What you are asked to do
Give the listing again exactly, omitting its images.

Data excerpt
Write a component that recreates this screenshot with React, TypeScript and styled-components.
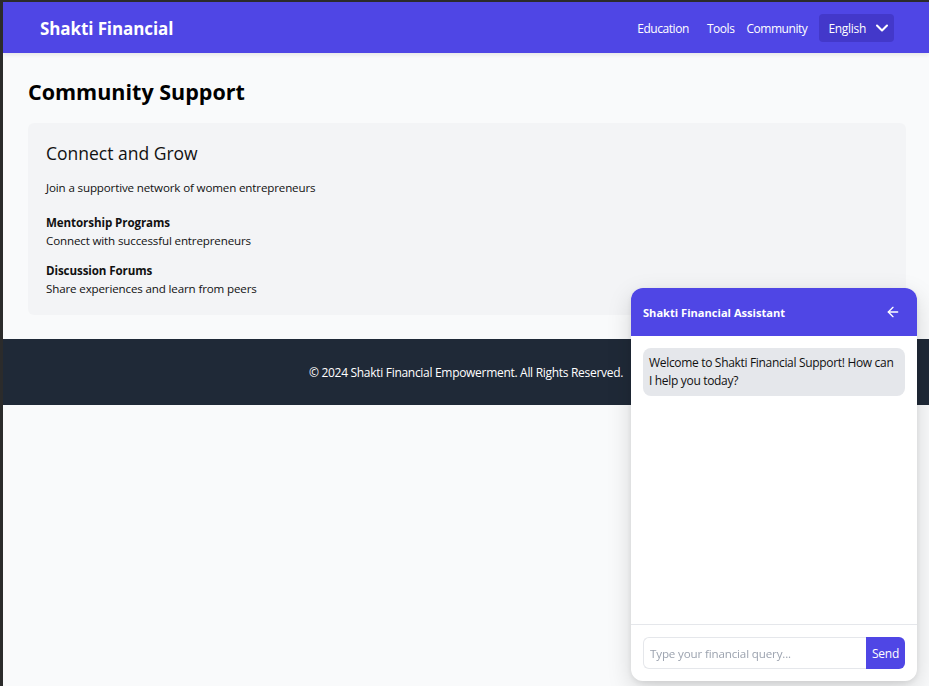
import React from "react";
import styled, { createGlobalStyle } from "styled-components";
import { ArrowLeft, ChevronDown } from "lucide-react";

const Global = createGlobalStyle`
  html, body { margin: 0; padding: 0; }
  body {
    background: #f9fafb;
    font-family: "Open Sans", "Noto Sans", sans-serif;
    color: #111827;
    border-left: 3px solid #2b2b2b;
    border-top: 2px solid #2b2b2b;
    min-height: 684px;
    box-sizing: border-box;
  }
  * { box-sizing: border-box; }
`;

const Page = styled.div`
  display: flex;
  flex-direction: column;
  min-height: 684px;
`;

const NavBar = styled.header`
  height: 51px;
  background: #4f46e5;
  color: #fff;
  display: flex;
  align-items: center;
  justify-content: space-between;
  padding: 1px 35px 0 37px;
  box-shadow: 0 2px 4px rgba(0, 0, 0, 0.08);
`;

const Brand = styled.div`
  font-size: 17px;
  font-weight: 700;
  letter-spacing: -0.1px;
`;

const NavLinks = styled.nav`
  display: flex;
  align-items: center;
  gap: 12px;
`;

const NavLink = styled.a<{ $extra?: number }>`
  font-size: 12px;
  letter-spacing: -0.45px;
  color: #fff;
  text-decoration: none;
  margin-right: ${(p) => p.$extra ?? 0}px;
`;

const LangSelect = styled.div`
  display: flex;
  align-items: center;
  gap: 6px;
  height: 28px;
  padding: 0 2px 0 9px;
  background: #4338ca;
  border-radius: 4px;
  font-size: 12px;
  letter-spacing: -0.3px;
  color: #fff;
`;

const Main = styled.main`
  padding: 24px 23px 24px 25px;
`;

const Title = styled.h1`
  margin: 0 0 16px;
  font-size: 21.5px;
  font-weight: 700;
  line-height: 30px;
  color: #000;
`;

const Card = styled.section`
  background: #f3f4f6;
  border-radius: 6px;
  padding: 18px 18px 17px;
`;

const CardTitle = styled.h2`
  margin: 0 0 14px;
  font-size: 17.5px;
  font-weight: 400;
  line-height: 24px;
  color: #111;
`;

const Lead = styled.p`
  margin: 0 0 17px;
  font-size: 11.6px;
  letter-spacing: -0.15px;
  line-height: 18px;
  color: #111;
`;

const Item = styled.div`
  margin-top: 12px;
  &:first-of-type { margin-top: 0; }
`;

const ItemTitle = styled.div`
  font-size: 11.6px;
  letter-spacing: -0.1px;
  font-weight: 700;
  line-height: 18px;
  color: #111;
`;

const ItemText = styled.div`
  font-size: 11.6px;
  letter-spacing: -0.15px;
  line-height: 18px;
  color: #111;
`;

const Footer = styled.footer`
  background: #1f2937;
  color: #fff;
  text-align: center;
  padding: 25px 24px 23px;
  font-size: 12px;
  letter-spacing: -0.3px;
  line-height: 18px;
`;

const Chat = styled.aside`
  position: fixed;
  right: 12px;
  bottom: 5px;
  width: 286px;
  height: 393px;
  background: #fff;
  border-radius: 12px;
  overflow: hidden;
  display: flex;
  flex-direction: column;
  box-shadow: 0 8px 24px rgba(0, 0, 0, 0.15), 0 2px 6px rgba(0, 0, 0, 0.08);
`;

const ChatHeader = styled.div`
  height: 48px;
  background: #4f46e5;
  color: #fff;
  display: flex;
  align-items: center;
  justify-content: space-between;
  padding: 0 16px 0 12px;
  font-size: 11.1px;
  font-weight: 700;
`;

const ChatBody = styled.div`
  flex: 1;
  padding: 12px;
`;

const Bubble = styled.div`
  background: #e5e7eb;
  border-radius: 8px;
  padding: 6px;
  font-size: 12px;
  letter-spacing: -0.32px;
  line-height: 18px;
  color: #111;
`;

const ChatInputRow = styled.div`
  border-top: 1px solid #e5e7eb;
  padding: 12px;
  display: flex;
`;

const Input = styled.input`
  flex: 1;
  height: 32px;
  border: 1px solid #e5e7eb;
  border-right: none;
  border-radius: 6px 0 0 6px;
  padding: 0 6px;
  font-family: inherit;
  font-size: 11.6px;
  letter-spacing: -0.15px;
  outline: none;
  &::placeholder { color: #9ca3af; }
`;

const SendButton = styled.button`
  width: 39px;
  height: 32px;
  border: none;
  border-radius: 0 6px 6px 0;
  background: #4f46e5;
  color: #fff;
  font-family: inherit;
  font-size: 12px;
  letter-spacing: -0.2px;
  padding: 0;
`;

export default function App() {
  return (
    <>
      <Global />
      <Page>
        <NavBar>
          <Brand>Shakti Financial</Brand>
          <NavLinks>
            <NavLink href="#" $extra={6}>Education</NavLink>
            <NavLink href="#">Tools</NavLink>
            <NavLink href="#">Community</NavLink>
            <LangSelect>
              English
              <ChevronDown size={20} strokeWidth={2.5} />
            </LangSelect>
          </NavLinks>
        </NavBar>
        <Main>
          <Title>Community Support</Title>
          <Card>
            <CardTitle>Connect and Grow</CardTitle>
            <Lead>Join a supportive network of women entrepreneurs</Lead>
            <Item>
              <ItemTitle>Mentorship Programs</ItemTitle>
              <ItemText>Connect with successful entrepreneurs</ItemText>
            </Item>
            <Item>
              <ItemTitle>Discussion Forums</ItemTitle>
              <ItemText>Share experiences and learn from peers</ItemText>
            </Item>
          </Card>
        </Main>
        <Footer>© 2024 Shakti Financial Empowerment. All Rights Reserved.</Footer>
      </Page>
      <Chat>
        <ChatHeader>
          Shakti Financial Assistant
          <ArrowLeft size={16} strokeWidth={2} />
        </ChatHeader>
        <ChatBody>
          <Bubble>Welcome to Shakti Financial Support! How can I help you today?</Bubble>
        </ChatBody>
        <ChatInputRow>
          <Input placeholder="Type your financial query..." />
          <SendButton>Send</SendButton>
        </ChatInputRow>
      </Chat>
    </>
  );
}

Written response
Write a component that recreates this screenshot with React, TypeScript and styled-components.
import React from "react";
import styled, { createGlobalStyle } from "styled-components";
import { ArrowLeft, ChevronDown } from "lucide-react";

const Global = createGlobalStyle`
  html, body { margin: 0; padding: 0; }
  body {
    background: #f9fafb;
    font-family: "Open Sans", "Noto Sans", sans-serif;
    color: #111827;
    border-left: 3px solid #2b2b2b;
    border-top: 2px solid #2b2b2b;
    min-height: 684px;
    box-sizing: border-box;
  }
  * { box-sizing: border-box; }
`;

const Page = styled.div`
  display: flex;
  flex-direction: column;
  min-height: 684px;
`;

const NavBar = styled.header`
  height: 51px;
  background: #4f46e5;
  color: #fff;
  display: flex;
  align-items: center;
  justify-content: space-between;
  padding: 1px 35px 0 37px;
  box-shadow: 0 2px 4px rgba(0, 0, 0, 0.08);
`;

const Brand = styled.div`
  font-size: 17px;
  font-weight: 700;
  letter-spacing: -0.1px;
`;

const NavLinks = styled.nav`
  display: flex;
  align-items: center;
  gap: 12px;
`;

const NavLink = styled.a<{ $extra?: number }>`
  font-size: 12px;
  letter-spacing: -0.45px;
  color: #fff;
  text-decoration: none;
  margin-right: ${(p) => p.$extra ?? 0}px;
`;

const LangSelect = styled.div`
  display: flex;
  align-items: center;
  gap: 6px;
  height: 28px;
  padding: 0 2px 0 9px;
  background: #4338ca;
  border-radius: 4px;
  font-size: 12px;
  letter-spacing: -0.3px;
  color: #fff;
`;

const Main = styled.main`
  padding: 24px 23px 24px 25px;
`;

const Title = styled.h1`
  margin: 0 0 16px;
  font-size: 21.5px;
  font-weight: 700;
  line-height: 30px;
  color: #000;
`;

const Card = styled.section`
  background: #f3f4f6;
  border-radius: 6px;
  padding: 18px 18px 17px;
`;

const CardTitle = styled.h2`
  margin: 0 0 14px;
  font-size: 17.5px;
  font-weight: 400;
  line-height: 24px;
  color: #111;
`;

const Lead = styled.p`
  margin: 0 0 17px;
  font-size: 11.6px;
  letter-spacing: -0.15px;
  line-height: 18px;
  color: #111;
`;

const Item = styled.div`
  margin-top: 12px;
  &:first-of-type { margin-top: 0; }
`;

const ItemTitle = styled.div`
  font-size: 11.6px;
  letter-spacing: -0.1px;
  font-weight: 700;
  line-height: 18px;
  color: #111;
`;

const ItemText = styled.div`
  font-size: 11.6px;
  letter-spacing: -0.15px;
  line-height: 18px;
  color: #111;
`;

const Footer = styled.footer`
  background: #1f2937;
  color: #fff;
  text-align: center;
  padding: 25px 24px 23px;
  font-size: 12px;
  letter-spacing: -0.3px;
  line-height: 18px;
`;

const Chat = styled.aside`
  position: fixed;
  right: 12px;
  bottom: 5px;
  width: 286px;
  height: 393px;
  background: #fff;
  border-radius: 12px;
  overflow: hidden;
  display: flex;
  flex-direction: column;
  box-shadow: 0 8px 24px rgba(0, 0, 0, 0.15), 0 2px 6px rgba(0, 0, 0, 0.08);
`;

const ChatHeader = styled.div`
  height: 48px;
  background: #4f46e5;
  color: #fff;
  display: flex;
  align-items: center;
  justify-content: space-between;
  padding: 0 16px 0 12px;
  font-size: 11.1px;
  font-weight: 700;
`;

const ChatBody = styled.div`
  flex: 1;
  padding: 12px;
`;

const Bubble = styled.div`
  background: #e5e7eb;
  border-radius: 8px;
  padding: 6px;
  font-size: 12px;
  letter-spacing: -0.32px;
  line-height: 18px;
  color: #111;
`;

const ChatInputRow = styled.div`
  border-top: 1px solid #e5e7eb;
  padding: 12px;
  display: flex;
`;

const Input = styled.input`
  flex: 1;
  height: 32px;
  border: 1px solid #e5e7eb;
  border-right: none;
  border-radius: 6px 0 0 6px;
  padding: 0 6px;
  font-family: inherit;
  font-size: 11.6px;
  letter-spacing: -0.15px;
  outline: none;
  &::placeholder { color: #9ca3af; }
`;

const SendButton = styled.button`
  width: 39px;
  height: 32px;
  border: none;
  border-radius: 0 6px 6px 0;
  background: #4f46e5;
  color: #fff;
  font-family: inherit;
  font-size: 12px;
  letter-spacing: -0.2px;
  padding: 0;
`;

export default function App() {
  return (
    <>
      <Global />
      <Page>
        <NavBar>
          <Brand>Shakti Financial</Brand>
          <NavLinks>
            <NavLink href="#" $extra={6}>Education</NavLink>
            <NavLink href="#">Tools</NavLink>
            <NavLink href="#">Community</NavLink>
            <LangSelect>
              English
              <ChevronDown size={20} strokeWidth={2.5} />
            </LangSelect>
          </NavLinks>
        </NavBar>
        <Main>
          <Title>Community Support</Title>
          <Card>
            <CardTitle>Connect and Grow</CardTitle>
            <Lead>Join a supportive network of women entrepreneurs</Lead>
            <Item>
              <ItemTitle>Mentorship Programs</ItemTitle>
              <ItemText>Connect with successful entrepreneurs</ItemText>
            </Item>
            <Item>
              <ItemTitle>Discussion Forums</ItemTitle>
              <ItemText>Share experiences and learn from peers</ItemText>
            </Item>
          </Card>
        </Main>
        <Footer>© 2024 Shakti Financial Empowerment. All Rights Reserved.</Footer>
      </Page>
      <Chat>
        <ChatHeader>
          Shakti Financial Assistant
          <ArrowLeft size={16} strokeWidth={2} />
        </ChatHeader>
        <ChatBody>
          <Bubble>Welcome to Shakti Financial Support! How can I help you today?</Bubble>
        </ChatBody>
        <ChatInputRow>
          <Input placeholder="Type your financial query..." />
          <SendButton>Send</SendButton>
        </ChatInputRow>
      </Chat>
    </>
  );
}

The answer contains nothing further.